Businesses that voluntarily choose to become VAT registered are also now enrolled, with the online VAT return portal closing from 1st November 2022. Companies that submit annual VAT returns can continue to use their existing submission processes until 15th May 2023.
Factors that have contributed to MTD delays
There is much speculation about the reasons behind the delays to MTD and whether it has been as successful for the VAT system as hoped. HMRC’s Chief Executive and Permanent Secretary, Jim Harra, has stated that it remains a ‘critical part’ of plans to digitise the UK tax system. Still, there have clearly been some teething problems.
Reported issues include a lack of confirmation messages verifying whether returns have been received, downtime, leaving last-minute submissions ticking over the deadline, and sign-up emails that never arrive.
Some businesses that submit monthly returns were affected by a system glitch, where returns were filed but not stored on HMRC records – although many of these bugs are either resolved or in progress.

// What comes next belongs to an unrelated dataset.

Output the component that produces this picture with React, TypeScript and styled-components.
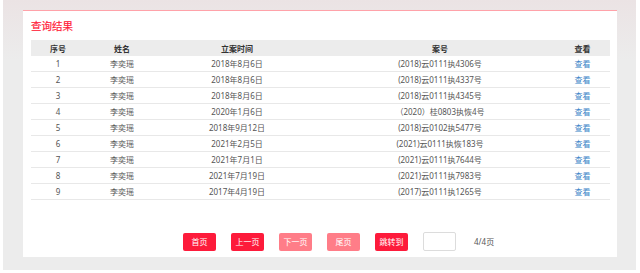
import React from "react";
import styled, { createGlobalStyle } from "styled-components";

const Global = createGlobalStyle`
  html, body { margin: 0; padding: 0; background: #ffffff; }
  body { font-family: "Noto Sans", "Noto Sans CJK SC", sans-serif; }
`;

const Panel = styled.div`
  box-sizing: border-box;
  width: 633px;
  height: 270px;
  margin-left: 3px;
  padding: 10px 19px 13px 20px;
  background: linear-gradient(180deg, #ebe3e4 0px, #ececec 60px, #ececec 100%);
`;

const Card = styled.div`
  box-sizing: border-box;
  height: 247px;
  background: #ffffff;
  border-top: 1px solid #ffa2a9;
  padding: 0 7px 0 8px;
  display: flex;
  flex-direction: column;
`;

const Title = styled.div`
  height: 29px;
  line-height: 30px;
  font-size: 10.5px;
  color: #ff1a38;
  -webkit-text-stroke: 0.2px #ff1a38;
`;

const Table = styled.table`
  width: 579px;
  border-collapse: collapse;
  table-layout: fixed;
  font-size: 8px;
`;

const Th = styled.th<{ $w: number; $pr?: number }>`
  width: ${(p) => p.$w}px;
  height: 16px;
  padding: 0 ${(p) => p.$pr ?? 0}px 0 0;
  background: #ececec;
  color: #333333;
  font-weight: 700;
  text-align: center;
  box-sizing: border-box;
`;

const Td = styled.td<{ $pr?: number; $link?: boolean }>`
  height: 15px;
  padding: 0 ${(p) => p.$pr ?? 0}px 0 0;
  color: ${(p) => (p.$link ? "#3a84c8" : "#555555")};
  text-align: center;
  border-bottom: 1px solid #e8e8e8;
  cursor: ${(p) => (p.$link ? "pointer" : "default")};
`;

const Pager = styled.div`
  margin-top: 32px;
  padding-left: 152px;
  display: flex;
  align-items: center;
  gap: 15px;
`;

const PageButton = styled.button<{ $disabled?: boolean }>`
  width: 33px;
  height: 18px;
  padding: 0;
  border: none;
  border-radius: 2px;
  background: ${(p) => (p.$disabled ? "#ff7d88" : "#fd1b3b")};
  color: #ffffff;
  font-family: inherit;
  font-size: 8px;
  line-height: 18px;
`;

const PageInput = styled.input`
  box-sizing: border-box;
  width: 33px;
  height: 19px;
  border: 1px solid #dcdcdc;
  border-radius: 2px;
  background: #ffffff;
`;

const PageInfo = styled.span`
  margin-left: 3px;
  font-size: 8px;
  color: #555555;
`;

const rows = [
  ["1", "李奕瑶", "2018年8月6日", "(2018)云0111执4306号"],
  ["2", "李奕瑶", "2018年8月6日", "(2018)云0111执4337号"],
  ["3", "李奕瑶", "2018年8月6日", "(2018)云0111执4345号"],
  ["4", "李奕瑶", "2020年1月6日", "（2020）桂0803执恢4号"],
  ["5", "李奕瑶", "2018年9月12日", "(2018)云0102执5477号"],
  ["6", "李奕瑶", "2021年2月5日", "(2021)云0111执恢183号"],
  ["7", "李奕瑶", "2021年7月1日", "(2021)云0111执7644号"],
  ["8", "李奕瑶", "2021年7月19日", "(2021)云0111执7983号"],
  ["9", "李奕瑶", "2017年4月19日", "(2017)云0111执1265号"],
];

export default function App() {
  return (
    <>
      <Global />
      <Panel>
        <Card>
          <Title>查询结果</Title>
          <Table>
            <thead>
              <tr>
                <Th $w={54}>序号</Th>
                <Th $w={74}>姓名</Th>
                <Th $w={156}>立案时间</Th>
                <Th $w={250}>案号</Th>
                <Th $w={45} $pr={10}>查看</Th>
              </tr>
            </thead>
            <tbody>
              {rows.map((r) => (
                <tr key={r[0]}>
                  <Td>{r[0]}</Td>
                  <Td>{r[1]}</Td>
                  <Td>{r[2]}</Td>
                  <Td>{r[3]}</Td>
                  <Td $link $pr={10}>查看</Td>
                </tr>
              ))}
            </tbody>
          </Table>
          <Pager>
            <PageButton>首页</PageButton>
            <PageButton>上一页</PageButton>
            <PageButton $disabled>下一页</PageButton>
            <PageButton $disabled>尾页</PageButton>
            <PageButton>跳转到</PageButton>
            <PageInput />
            <PageInfo>4/4页</PageInfo>
          </Pager>
        </Card>
      </Panel>
    </>
  );
}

However, HMRC has stated that the delay in MTD for income tax is due to external pressures on the economy, with rising interest rates, the cost-of-living crisis and inflation putting strain on the British business sector.
The tax office has advised that a slower, more gradual implementation should give more time to help businesses, accountants, and taxpayers adjust while avoiding any new requirements during economic uncertainty.
Ultimately, MTD is intended to make tax easier and less time-consuming, and there is no sign that the government expects to abandon the scheme altogether.
MTD for income tax pilot schemes
In the meantime, taxpayers who submit self-assessment tax returns can opt into a pilot scheme as part of an initiative to test the system – although only those with MTD-compatible accounting software can sign up.
The pilot is open to self-employed business owners and those who earn an income from property, or both, and anybody can apply if they wish, regardless of their income.
From 6th April 2026, anybody who has not voluntarily opted in will receive a letter from HMRC advising if they are obliged to meet MTD requirements from then on – this will be based on 2024/25 tax returns, due by 31st January 2026.
All qualifying income will be included in the calculations, and non-compliance will result in new penalties, expected to be similar to those already in place for VAT submissions. VAT-paying businesses receive a points-based penalty rather than an automatic fine but attract a financial penalty if they accumulate over a certain threshold of points.
How to prepare for MTD
While it may be two years or more before MTD applies to your income, tax declarations or business, many are opting to transition to cloud-based accounting, efficient, and MTD-compatible software now, rather than waiting until just before the applicable deadlines.
Most modern accountancy software providers have already added features to allow for one-click, digitised submissions, and professional accountancy practices have upgraded their systems to ensure compliance.
The government Finding Software for Making Tax Digital for VAT tool has advice about which software packages are compatible, with an approved system in place to verify which are suitable.
Otherwise, the steps to comply are relatively straightforward – if you use an agent such as an accountancy practice like south coast based chartered accountants James Todd & Co to submit your returns, they can work through these with you:
- Register – HMRC will not auto-enrol businesses or taxpayers, and you need to register your details, giving HMRC permission to transfer your existing tax accounts to the new MTD system. It can take up to 72 hours, and you should receive a confirmation email once completed.
- Implement appropriate software – your software will need the functionality to connect with MTD. It is wise to back up all accounting records and data before transitioning to a new system or seek professional help to ensure your records are transferred correctly.
- Connect with MTD – you need to input your taxpayer details into your software to allow it to communicate with your HMRC MTD account.
Note that you cannot yet connect with the MTD system if the relevant tax regime has not gone live unless you are participating in a pilot.
For most smaller businesses that do not submit VAT returns, MTD will not come into effect until their next accounting period that starts on or after 6th April 2026, but being aware of the changes, and preparing their accounting systems, could save valuable time and avoid delays, late submissions, or penalties.